-- SHORT EXERCISE --
Set the listing down again in full, word for word, with the pictures left out.

============================================================

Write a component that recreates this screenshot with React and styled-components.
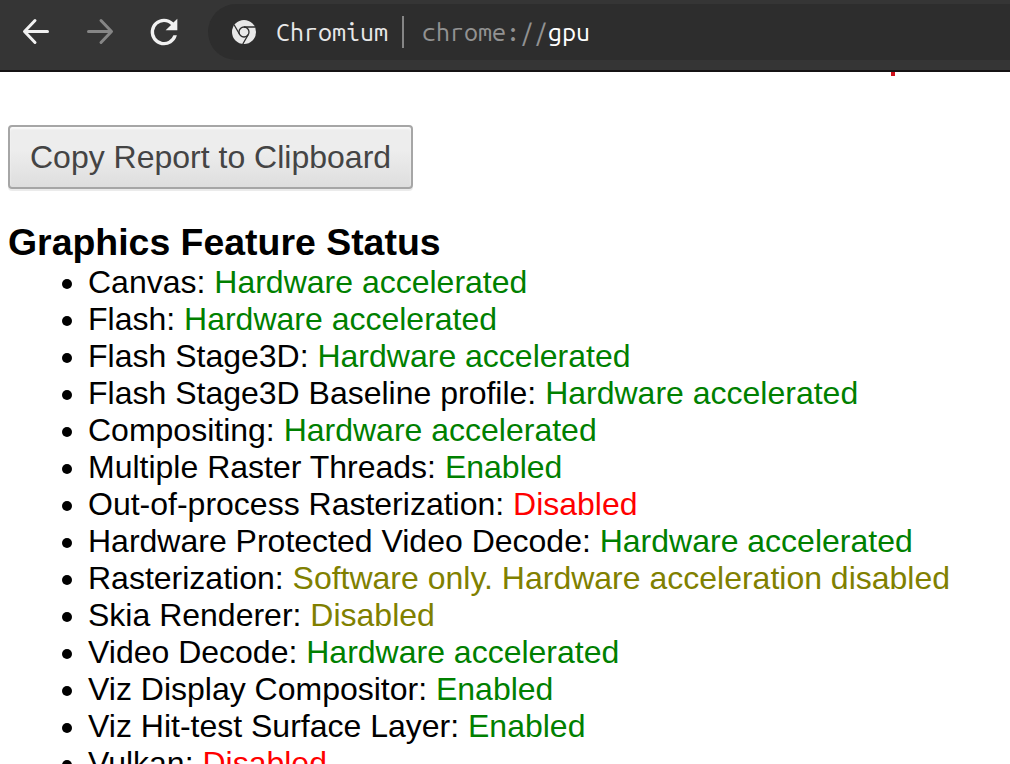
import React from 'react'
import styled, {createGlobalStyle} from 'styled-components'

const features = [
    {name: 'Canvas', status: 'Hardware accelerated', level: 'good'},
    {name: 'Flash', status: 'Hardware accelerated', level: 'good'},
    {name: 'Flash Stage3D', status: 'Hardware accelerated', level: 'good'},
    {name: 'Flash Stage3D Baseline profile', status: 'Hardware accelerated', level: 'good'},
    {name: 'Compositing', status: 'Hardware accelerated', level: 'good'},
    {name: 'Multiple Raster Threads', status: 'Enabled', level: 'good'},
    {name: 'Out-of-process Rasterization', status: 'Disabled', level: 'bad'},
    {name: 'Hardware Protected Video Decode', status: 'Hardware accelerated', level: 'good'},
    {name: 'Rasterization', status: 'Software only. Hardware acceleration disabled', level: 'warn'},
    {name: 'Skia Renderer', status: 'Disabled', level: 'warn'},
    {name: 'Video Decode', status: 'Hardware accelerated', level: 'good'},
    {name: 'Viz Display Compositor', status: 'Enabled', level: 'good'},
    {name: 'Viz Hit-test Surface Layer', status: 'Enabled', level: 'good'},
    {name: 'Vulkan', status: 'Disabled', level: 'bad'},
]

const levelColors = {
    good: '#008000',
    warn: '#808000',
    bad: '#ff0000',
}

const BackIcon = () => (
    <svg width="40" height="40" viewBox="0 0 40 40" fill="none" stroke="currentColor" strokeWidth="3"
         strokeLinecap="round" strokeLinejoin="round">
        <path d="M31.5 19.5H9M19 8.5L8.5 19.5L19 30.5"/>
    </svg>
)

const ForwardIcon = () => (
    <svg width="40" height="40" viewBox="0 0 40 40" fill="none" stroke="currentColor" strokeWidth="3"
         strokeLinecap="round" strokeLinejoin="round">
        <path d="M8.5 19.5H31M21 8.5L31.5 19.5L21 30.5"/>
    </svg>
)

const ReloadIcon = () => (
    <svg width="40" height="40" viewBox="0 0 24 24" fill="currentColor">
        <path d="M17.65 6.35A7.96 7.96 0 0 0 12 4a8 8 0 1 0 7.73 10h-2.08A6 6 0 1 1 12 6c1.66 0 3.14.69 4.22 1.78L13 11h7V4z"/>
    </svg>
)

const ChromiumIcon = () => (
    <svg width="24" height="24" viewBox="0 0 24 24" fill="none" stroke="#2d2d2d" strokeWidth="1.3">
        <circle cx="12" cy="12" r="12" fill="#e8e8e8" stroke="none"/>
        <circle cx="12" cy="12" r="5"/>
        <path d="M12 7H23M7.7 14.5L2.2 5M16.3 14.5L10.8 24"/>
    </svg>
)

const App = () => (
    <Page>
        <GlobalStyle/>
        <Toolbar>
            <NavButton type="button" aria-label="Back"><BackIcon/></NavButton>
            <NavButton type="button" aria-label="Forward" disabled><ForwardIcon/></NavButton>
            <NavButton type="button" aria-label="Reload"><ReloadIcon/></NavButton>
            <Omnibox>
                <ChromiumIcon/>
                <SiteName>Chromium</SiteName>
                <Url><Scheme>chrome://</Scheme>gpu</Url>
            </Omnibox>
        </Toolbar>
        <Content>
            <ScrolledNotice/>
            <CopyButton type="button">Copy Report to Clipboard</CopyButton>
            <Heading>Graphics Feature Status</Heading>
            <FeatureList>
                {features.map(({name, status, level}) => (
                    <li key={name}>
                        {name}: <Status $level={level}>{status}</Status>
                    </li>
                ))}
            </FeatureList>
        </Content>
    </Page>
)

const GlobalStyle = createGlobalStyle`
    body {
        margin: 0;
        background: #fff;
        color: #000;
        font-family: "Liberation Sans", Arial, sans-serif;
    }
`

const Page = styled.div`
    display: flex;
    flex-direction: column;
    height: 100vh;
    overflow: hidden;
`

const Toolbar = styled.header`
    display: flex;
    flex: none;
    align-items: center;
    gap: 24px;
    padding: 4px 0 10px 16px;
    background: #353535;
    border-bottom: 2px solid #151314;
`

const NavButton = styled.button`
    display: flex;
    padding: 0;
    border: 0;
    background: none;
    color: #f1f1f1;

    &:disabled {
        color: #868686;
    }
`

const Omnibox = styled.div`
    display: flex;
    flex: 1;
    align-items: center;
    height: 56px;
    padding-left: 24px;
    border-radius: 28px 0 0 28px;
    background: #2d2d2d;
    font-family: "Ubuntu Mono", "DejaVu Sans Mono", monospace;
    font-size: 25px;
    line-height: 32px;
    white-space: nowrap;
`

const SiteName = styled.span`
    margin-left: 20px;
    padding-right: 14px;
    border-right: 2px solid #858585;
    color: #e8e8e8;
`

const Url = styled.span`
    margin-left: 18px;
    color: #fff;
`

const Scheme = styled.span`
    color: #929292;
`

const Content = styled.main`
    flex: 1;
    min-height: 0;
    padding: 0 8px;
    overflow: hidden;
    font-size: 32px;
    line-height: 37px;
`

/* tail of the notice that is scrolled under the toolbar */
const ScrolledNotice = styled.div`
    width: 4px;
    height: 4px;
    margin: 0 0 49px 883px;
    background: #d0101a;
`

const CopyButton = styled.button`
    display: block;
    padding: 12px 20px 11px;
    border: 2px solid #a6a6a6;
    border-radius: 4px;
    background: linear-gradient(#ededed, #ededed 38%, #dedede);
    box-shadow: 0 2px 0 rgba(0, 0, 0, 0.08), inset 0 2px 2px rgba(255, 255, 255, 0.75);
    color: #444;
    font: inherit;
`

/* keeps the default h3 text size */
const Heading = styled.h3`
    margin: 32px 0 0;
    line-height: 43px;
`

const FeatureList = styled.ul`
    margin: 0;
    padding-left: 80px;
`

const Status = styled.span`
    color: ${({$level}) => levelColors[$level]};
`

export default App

============================================================

-- ANSWER BELOW --
Write a component that recreates this screenshot with React and styled-components.
import React from 'react'
import styled, {createGlobalStyle} from 'styled-components'

const features = [
    {name: 'Canvas', status: 'Hardware accelerated', level: 'good'},
    {name: 'Flash', status: 'Hardware accelerated', level: 'good'},
    {name: 'Flash Stage3D', status: 'Hardware accelerated', level: 'good'},
    {name: 'Flash Stage3D Baseline profile', status: 'Hardware accelerated', level: 'good'},
    {name: 'Compositing', status: 'Hardware accelerated', level: 'good'},
    {name: 'Multiple Raster Threads', status: 'Enabled', level: 'good'},
    {name: 'Out-of-process Rasterization', status: 'Disabled', level: 'bad'},
    {name: 'Hardware Protected Video Decode', status: 'Hardware accelerated', level: 'good'},
    {name: 'Rasterization', status: 'Software only. Hardware acceleration disabled', level: 'warn'},
    {name: 'Skia Renderer', status: 'Disabled', level: 'warn'},
    {name: 'Video Decode', status: 'Hardware accelerated', level: 'good'},
    {name: 'Viz Display Compositor', status: 'Enabled', level: 'good'},
    {name: 'Viz Hit-test Surface Layer', status: 'Enabled', level: 'good'},
    {name: 'Vulkan', status: 'Disabled', level: 'bad'},
]

const levelColors = {
    good: '#008000',
    warn: '#808000',
    bad: '#ff0000',
}

const BackIcon = () => (
    <svg width="40" height="40" viewBox="0 0 40 40" fill="none" stroke="currentColor" strokeWidth="3"
         strokeLinecap="round" strokeLinejoin="round">
        <path d="M31.5 19.5H9M19 8.5L8.5 19.5L19 30.5"/>
    </svg>
)

const ForwardIcon = () => (
    <svg width="40" height="40" viewBox="0 0 40 40" fill="none" stroke="currentColor" strokeWidth="3"
         strokeLinecap="round" strokeLinejoin="round">
        <path d="M8.5 19.5H31M21 8.5L31.5 19.5L21 30.5"/>
    </svg>
)

const ReloadIcon = () => (
    <svg width="40" height="40" viewBox="0 0 24 24" fill="currentColor">
        <path d="M17.65 6.35A7.96 7.96 0 0 0 12 4a8 8 0 1 0 7.73 10h-2.08A6 6 0 1 1 12 6c1.66 0 3.14.69 4.22 1.78L13 11h7V4z"/>
    </svg>
)

const ChromiumIcon = () => (
    <svg width="24" height="24" viewBox="0 0 24 24" fill="none" stroke="#2d2d2d" strokeWidth="1.3">
        <circle cx="12" cy="12" r="12" fill="#e8e8e8" stroke="none"/>
        <circle cx="12" cy="12" r="5"/>
        <path d="M12 7H23M7.7 14.5L2.2 5M16.3 14.5L10.8 24"/>
    </svg>
)

const App = () => (
    <Page>
        <GlobalStyle/>
        <Toolbar>
            <NavButton type="button" aria-label="Back"><BackIcon/></NavButton>
            <NavButton type="button" aria-label="Forward" disabled><ForwardIcon/></NavButton>
            <NavButton type="button" aria-label="Reload"><ReloadIcon/></NavButton>
            <Omnibox>
                <ChromiumIcon/>
                <SiteName>Chromium</SiteName>
                <Url><Scheme>chrome://</Scheme>gpu</Url>
            </Omnibox>
        </Toolbar>
        <Content>
            <ScrolledNotice/>
            <CopyButton type="button">Copy Report to Clipboard</CopyButton>
            <Heading>Graphics Feature Status</Heading>
            <FeatureList>
                {features.map(({name, status, level}) => (
                    <li key={name}>
                        {name}: <Status $level={level}>{status}</Status>
                    </li>
                ))}
            </FeatureList>
        </Content>
    </Page>
)

const GlobalStyle = createGlobalStyle`
    body {
        margin: 0;
        background: #fff;
        color: #000;
        font-family: "Liberation Sans", Arial, sans-serif;
    }
`

const Page = styled.div`
    display: flex;
    flex-direction: column;
    height: 100vh;
    overflow: hidden;
`

const Toolbar = styled.header`
    display: flex;
    flex: none;
    align-items: center;
    gap: 24px;
    padding: 4px 0 10px 16px;
    background: #353535;
    border-bottom: 2px solid #151314;
`

const NavButton = styled.button`
    display: flex;
    padding: 0;
    border: 0;
    background: none;
    color: #f1f1f1;

    &:disabled {
        color: #868686;
    }
`

const Omnibox = styled.div`
    display: flex;
    flex: 1;
    align-items: center;
    height: 56px;
    padding-left: 24px;
    border-radius: 28px 0 0 28px;
    background: #2d2d2d;
    font-family: "Ubuntu Mono", "DejaVu Sans Mono", monospace;
    font-size: 25px;
    line-height: 32px;
    white-space: nowrap;
`

const SiteName = styled.span`
    margin-left: 20px;
    padding-right: 14px;
    border-right: 2px solid #858585;
    color: #e8e8e8;
`

const Url = styled.span`
    margin-left: 18px;
    color: #fff;
`

const Scheme = styled.span`
    color: #929292;
`

const Content = styled.main`
    flex: 1;
    min-height: 0;
    padding: 0 8px;
    overflow: hidden;
    font-size: 32px;
    line-height: 37px;
`

/* tail of the notice that is scrolled under the toolbar */
const ScrolledNotice = styled.div`
    width: 4px;
    height: 4px;
    margin: 0 0 49px 883px;
    background: #d0101a;
`

const CopyButton = styled.button`
    display: block;
    padding: 12px 20px 11px;
    border: 2px solid #a6a6a6;
    border-radius: 4px;
    background: linear-gradient(#ededed, #ededed 38%, #dedede);
    box-shadow: 0 2px 0 rgba(0, 0, 0, 0.08), inset 0 2px 2px rgba(255, 255, 255, 0.75);
    color: #444;
    font: inherit;
`

/* keeps the default h3 text size */
const Heading = styled.h3`
    margin: 32px 0 0;
    line-height: 43px;
`

const FeatureList = styled.ul`
    margin: 0;
    padding-left: 80px;
`

const Status = styled.span`
    color: ${({$level}) => levelColors[$level]};
`

export default App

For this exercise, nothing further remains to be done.